The fund manager has attracted many repeat investors for its second fund, with many of them investing more. One example of this is the California Public Employees Retirement System. It invested $75 million into the first fund and $100 million into the second one. Other investors are California State Teachers Retirement System, the pension fund of GE and the state pension funds of North Carolina, Georgia and Connecticut.

Around 91% of the assets in Lodging Fund II have been pre-specified. This was accomplished through an off-market acquisition of 100 hotels in a transaction value at around $1.7 billion. The assets are hotels just below the luxury level. They are located in a variety of states around the country. Two of the bigger concentrations are in Illinois and New York.

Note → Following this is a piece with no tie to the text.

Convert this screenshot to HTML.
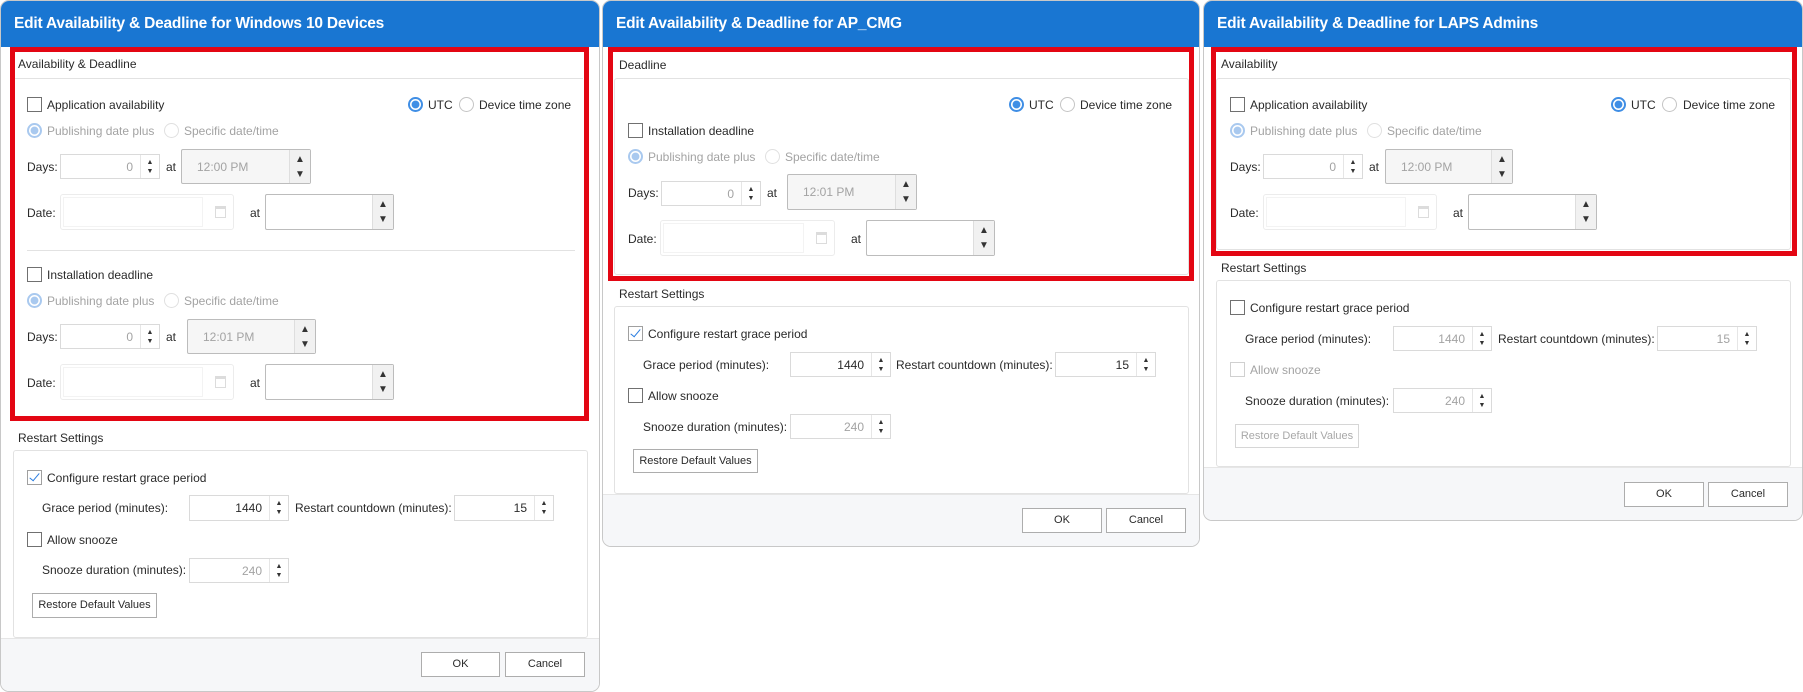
<!DOCTYPE html>
<html><head><meta charset="utf-8">
<style>
*{box-sizing:border-box;margin:0;padding:0}
body{width:1803px;height:692px;background:#fff;position:relative;overflow:hidden;font-family:"Liberation Sans",sans-serif}
.dlg{position:absolute;top:0;background:#fff;border:1px solid #c8c8c8;border-radius:9px;overflow:hidden}
.tb{position:absolute;left:0;top:0;right:0;height:46px;background:#1976d2}
.tt{position:absolute;left:13px;top:13px;color:#fff;font:bold 15.5px/19px "Liberation Sans",sans-serif;letter-spacing:-0.2px;white-space:nowrap}
.red{position:absolute;border:5px solid #e30613}
.ln{position:absolute;height:1px;background:#e2e2e2}
.grp{position:absolute;border:1px solid #e2e2e2;border-radius:3px}
.t{position:absolute;font-size:12px;line-height:14px;color:#2a2a2a;white-space:nowrap}
.g{color:#a3a3a3}
.cb{position:absolute;width:15px;height:15px;border:1px solid #707070;background:#fff}
.cb.dis{border-color:#d0d0d0}
.cb.on{border-color:#a0a0a0}
.cb.on::after{content:"";position:absolute;left:4px;top:0px;width:4px;height:9px;border:solid #2b7de0;border-width:0 1.6px 1.6px 0;transform:rotate(40deg)}
.rd{position:absolute;width:15px;height:15px;border:1px solid #c4c4c4;border-radius:50%;background:#fff}
.rd.on{border:2px solid #3f8ee5;background:radial-gradient(circle,#3f8ee5 0 3.6px,#fff 4.2px)}
.rd.don{border:2px solid #a9c9ef;background:radial-gradient(circle,#a9c9ef 0 3.6px,#fff 4.2px)}
.rd.dis{border-color:#e0e0e0}
.sp{position:absolute;border:1px solid #dadada;background:#fff}
.sp .v{position:absolute;right:26px;top:50%;transform:translateY(-50%);font-size:12px;color:#2a2a2a}
.sp .v.g{color:#a3a3a3}
.sp .ar{position:absolute;right:0;top:0;bottom:0;width:19px;border-left:1px solid #e6e6e6;font-size:7px;line-height:9px;text-align:center;color:#333;padding-top:3px}
.tm{position:absolute;border:1px solid #bcbcbc;background:#f6f6f6;border-radius:2px}
.tm .v{position:absolute;left:15px;top:50%;transform:translateY(-50%);font-size:12px;color:#a3a3a3}
.tm .ar{position:absolute;right:0;top:0;bottom:0;width:21px;border-left:1px solid #dedede;background:#f1f1f1;font-size:10px;line-height:15px;text-align:center;color:#333;padding-top:2px}
.dt{position:absolute;border:1px solid #ececec;border-radius:3px;background:#fff}
.dt .in{position:absolute;left:2px;top:2px;bottom:2px;right:30px;border:1px solid #f3f3f3}
.dt .ic{position:absolute;right:7px;top:50%;margin-top:-6px;width:11px;height:12px;border:1px solid #dcdcdc;border-top-width:3px}
.bt{position:absolute;border:1px solid #adadad;background:#fff;font-size:11px;color:#2a2a2a;text-align:center}
.bt.dis{border-color:#d6d6d6;color:#a8a8a8}
.ft{position:absolute;left:0;right:0;bottom:0;background:#f6f7f9;border-top:1px solid #e6e6e6}
</style></head><body>

<!-- Dialog 1 -->
<div class="dlg" style="left:0;width:600px;height:692px">
 <div class="tb"></div><div class="tt">Edit Availability &amp; Deadline for Windows 10 Devices</div>
 <div class="ln" style="left:14px;top:77px;width:568px"></div>
 <div class="t" style="left:17px;top:56px">Availability &amp; Deadline</div>
 <div class="cb" style="left:26px;top:96px"></div><div class="t" style="left:46px;top:97px">Application availability</div>
 <div class="rd on" style="left:407px;top:96px"></div><div class="t" style="left:427px;top:97px">UTC</div>
 <div class="rd" style="left:458px;top:96px"></div><div class="t" style="left:478px;top:97px">Device time zone</div>
 <div class="rd don" style="left:26px;top:122px"></div><div class="t g" style="left:46px;top:123px">Publishing date plus</div>
 <div class="rd dis" style="left:163px;top:122px"></div><div class="t g" style="left:183px;top:123px">Specific date/time</div>
 <div class="t" style="left:26px;top:159px">Days:</div>
 <div class="sp" style="left:59px;top:153px;width:100px;height:25px"><span class="v g">0</span><div class="ar">▲<br>▼</div></div>
 <div class="t" style="left:165px;top:159px">at</div>
 <div class="tm" style="left:180px;top:148px;width:130px;height:35px"><span class="v">12:00 PM</span><div class="ar">▲<br>▼</div></div>
 <div class="t" style="left:26px;top:205px">Date:</div>
 <div class="dt" style="left:59px;top:193px;width:174px;height:36px"><div class="in"></div><div class="ic"></div></div>
 <div class="t" style="left:249px;top:205px">at</div>
 <div class="tm" style="left:264px;top:193px;width:129px;height:36px;background:#fff"><div class="ar">▲<br>▼</div></div>
 <div class="ln" style="left:26px;top:249px;width:548px"></div>
 <div class="cb" style="left:26px;top:266px"></div><div class="t" style="left:46px;top:267px">Installation deadline</div>
 <div class="rd don" style="left:26px;top:292px"></div><div class="t g" style="left:46px;top:293px">Publishing date plus</div>
 <div class="rd dis" style="left:163px;top:292px"></div><div class="t g" style="left:183px;top:293px">Specific date/time</div>
 <div class="t" style="left:26px;top:329px">Days:</div>
 <div class="sp" style="left:59px;top:323px;width:100px;height:25px"><span class="v g">0</span><div class="ar">▲<br>▼</div></div>
 <div class="t" style="left:165px;top:329px">at</div>
 <div class="tm" style="left:186px;top:318px;width:129px;height:35px"><span class="v">12:01 PM</span><div class="ar">▲<br>▼</div></div>
 <div class="t" style="left:26px;top:375px">Date:</div>
 <div class="dt" style="left:59px;top:363px;width:174px;height:36px"><div class="in"></div><div class="ic"></div></div>
 <div class="t" style="left:249px;top:375px">at</div>
 <div class="tm" style="left:264px;top:363px;width:129px;height:36px;background:#fff"><div class="ar">▲<br>▼</div></div>
 <div class="red" style="left:9px;top:46px;width:579px;height:374px"></div>
 <div class="t" style="left:17px;top:430px">Restart Settings</div>
 <div class="grp" style="left:12px;top:449px;width:575px;height:188px"></div>
 <div class="cb on" style="left:26px;top:469px"></div><div class="t" style="left:46px;top:470px">Configure restart grace period</div>
 <div class="t" style="left:41px;top:500px">Grace period (minutes):</div>
 <div class="sp" style="left:188px;top:494px;width:100px;height:26px"><span class="v">1440</span><div class="ar">▲<br>▼</div></div>
 <div class="t" style="left:294px;top:500px">Restart countdown (minutes):</div>
 <div class="sp" style="left:453px;top:494px;width:100px;height:26px"><span class="v">15</span><div class="ar">▲<br>▼</div></div>
 <div class="cb" style="left:26px;top:531px"></div><div class="t" style="left:46px;top:532px">Allow snooze</div>
 <div class="t" style="left:41px;top:562px">Snooze duration (minutes):</div>
 <div class="sp" style="left:188px;top:557px;width:100px;height:25px"><span class="v g">240</span><div class="ar">▲<br>▼</div></div>
 <div class="bt" style="left:31px;top:592px;width:125px;height:25px;line-height:23px">Restore Default Values</div>
 <div class="ft" style="top:637px"></div>
 <div class="bt" style="left:420px;top:651px;width:79px;height:25px;line-height:23px">OK</div>
 <div class="bt" style="left:504px;top:651px;width:80px;height:25px;line-height:23px">Cancel</div>
</div>

<!-- Dialog 2 -->
<div class="dlg" style="left:602px;width:598px;height:547px">
 <div class="tb"></div><div class="tt">Edit Availability &amp; Deadline for AP_CMG</div>
 <div class="t" style="left:16px;top:57px">Deadline</div>
 <div class="grp" style="left:11px;top:77px;width:575px;height:197px"></div>
 <div class="rd on" style="left:406px;top:96px"></div><div class="t" style="left:426px;top:97px">UTC</div>
 <div class="rd" style="left:457px;top:96px"></div><div class="t" style="left:477px;top:97px">Device time zone</div>
 <div class="cb" style="left:25px;top:122px"></div><div class="t" style="left:45px;top:123px">Installation deadline</div>
 <div class="rd don" style="left:25px;top:148px"></div><div class="t g" style="left:45px;top:149px">Publishing date plus</div>
 <div class="rd dis" style="left:162px;top:148px"></div><div class="t g" style="left:182px;top:149px">Specific date/time</div>
 <div class="t" style="left:25px;top:185px">Days:</div>
 <div class="sp" style="left:58px;top:180px;width:100px;height:25px"><span class="v g">0</span><div class="ar">▲<br>▼</div></div>
 <div class="t" style="left:164px;top:185px">at</div>
 <div class="tm" style="left:184px;top:173px;width:130px;height:36px"><span class="v">12:01 PM</span><div class="ar">▲<br>▼</div></div>
 <div class="t" style="left:25px;top:231px">Date:</div>
 <div class="dt" style="left:57px;top:219px;width:175px;height:36px"><div class="in"></div><div class="ic"></div></div>
 <div class="t" style="left:248px;top:231px">at</div>
 <div class="tm" style="left:263px;top:219px;width:129px;height:36px;background:#fff"><div class="ar">▲<br>▼</div></div>
 <div class="red" style="left:5px;top:46px;width:586px;height:234px"></div>
 <div class="t" style="left:16px;top:286px">Restart Settings</div>
 <div class="grp" style="left:11px;top:305px;width:575px;height:188px"></div>
 <div class="cb on" style="left:25px;top:325px"></div><div class="t" style="left:45px;top:326px">Configure restart grace period</div>
 <div class="t" style="left:40px;top:357px">Grace period (minutes):</div>
 <div class="sp" style="left:187px;top:351px;width:101px;height:25px"><span class="v">1440</span><div class="ar">▲<br>▼</div></div>
 <div class="t" style="left:293px;top:357px">Restart countdown (minutes):</div>
 <div class="sp" style="left:452px;top:351px;width:101px;height:25px"><span class="v">15</span><div class="ar">▲<br>▼</div></div>
 <div class="cb" style="left:25px;top:387px"></div><div class="t" style="left:45px;top:388px">Allow snooze</div>
 <div class="t" style="left:40px;top:419px">Snooze duration (minutes):</div>
 <div class="sp" style="left:187px;top:413px;width:101px;height:25px"><span class="v g">240</span><div class="ar">▲<br>▼</div></div>
 <div class="bt" style="left:30px;top:448px;width:125px;height:24px;line-height:22px">Restore Default Values</div>
 <div class="ft" style="top:493px"></div>
 <div class="bt" style="left:419px;top:507px;width:80px;height:25px;line-height:23px">OK</div>
 <div class="bt" style="left:503px;top:507px;width:80px;height:25px;line-height:23px">Cancel</div>
</div>

<!-- Dialog 3 -->
<div class="dlg" style="left:1203px;width:600px;height:521px">
 <div class="tb"></div><div class="tt">Edit Availability &amp; Deadline for LAPS Admins</div>
 <div class="t" style="left:17px;top:56px">Availability</div>
 <div class="grp" style="left:12px;top:77px;width:575px;height:172px"></div>
 <div class="cb" style="left:26px;top:96px"></div><div class="t" style="left:46px;top:97px">Application availability</div>
 <div class="rd on" style="left:407px;top:96px"></div><div class="t" style="left:427px;top:97px">UTC</div>
 <div class="rd" style="left:458px;top:96px"></div><div class="t" style="left:479px;top:97px">Device time zone</div>
 <div class="rd don" style="left:26px;top:122px"></div><div class="t g" style="left:46px;top:123px">Publishing date plus</div>
 <div class="rd dis" style="left:163px;top:122px"></div><div class="t g" style="left:183px;top:123px">Specific date/time</div>
 <div class="t" style="left:26px;top:159px">Days:</div>
 <div class="sp" style="left:59px;top:153px;width:100px;height:25px"><span class="v g">0</span><div class="ar">▲<br>▼</div></div>
 <div class="t" style="left:165px;top:159px">at</div>
 <div class="tm" style="left:181px;top:148px;width:128px;height:35px"><span class="v">12:00 PM</span><div class="ar">▲<br>▼</div></div>
 <div class="t" style="left:26px;top:205px">Date:</div>
 <div class="dt" style="left:59px;top:193px;width:174px;height:36px"><div class="in"></div><div class="ic"></div></div>
 <div class="t" style="left:249px;top:205px">at</div>
 <div class="tm" style="left:264px;top:193px;width:129px;height:36px;background:#fff"><div class="ar">▲<br>▼</div></div>
 <div class="red" style="left:7px;top:46px;width:586px;height:209px"></div>
 <div class="t" style="left:17px;top:260px">Restart Settings</div>
 <div class="grp" style="left:12px;top:279px;width:575px;height:187px"></div>
 <div class="cb" style="left:26px;top:299px"></div><div class="t" style="left:46px;top:300px">Configure restart grace period</div>
 <div class="t" style="left:41px;top:331px">Grace period (minutes):</div>
 <div class="sp" style="left:189px;top:325px;width:99px;height:25px"><span class="v g">1440</span><div class="ar">▲<br>▼</div></div>
 <div class="t" style="left:294px;top:331px">Restart countdown (minutes):</div>
 <div class="sp" style="left:453px;top:325px;width:100px;height:25px"><span class="v g">15</span><div class="ar">▲<br>▼</div></div>
 <div class="cb dis" style="left:26px;top:361px"></div><div class="t g" style="left:46px;top:362px">Allow snooze</div>
 <div class="t" style="left:41px;top:393px">Snooze duration (minutes):</div>
 <div class="sp" style="left:189px;top:387px;width:99px;height:25px"><span class="v g">240</span><div class="ar">▲<br>▼</div></div>
 <div class="bt dis" style="left:31px;top:423px;width:124px;height:24px;line-height:22px">Restore Default Values</div>
 <div class="ft" style="top:466px"></div>
 <div class="bt" style="left:420px;top:481px;width:80px;height:25px;line-height:23px">OK</div>
 <div class="bt" style="left:504px;top:481px;width:80px;height:25px;line-height:23px">Cancel</div>
</div>
</body></html>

The investment in MacFarlane Real Estate Fund II with allow New Jersey to invest some capital in its home state. The investment strategy is to invest in urban development and redevelopment opportunities. The fund manager will be looking at some New Jersey markets for this fund. These would include Newark, Harrison and Jersey City.

Prior to this commingled fund, MacFarlane had put together this investment strategy for a single client, The California Public Employees Retirement System. This public pension fund will also be investing in the new fund to the tune of $100 million to $150 million. MacFarlane will be contributing $20 million of its own capital to the new fund. This amounts to 2% of the total equity raise of the fund.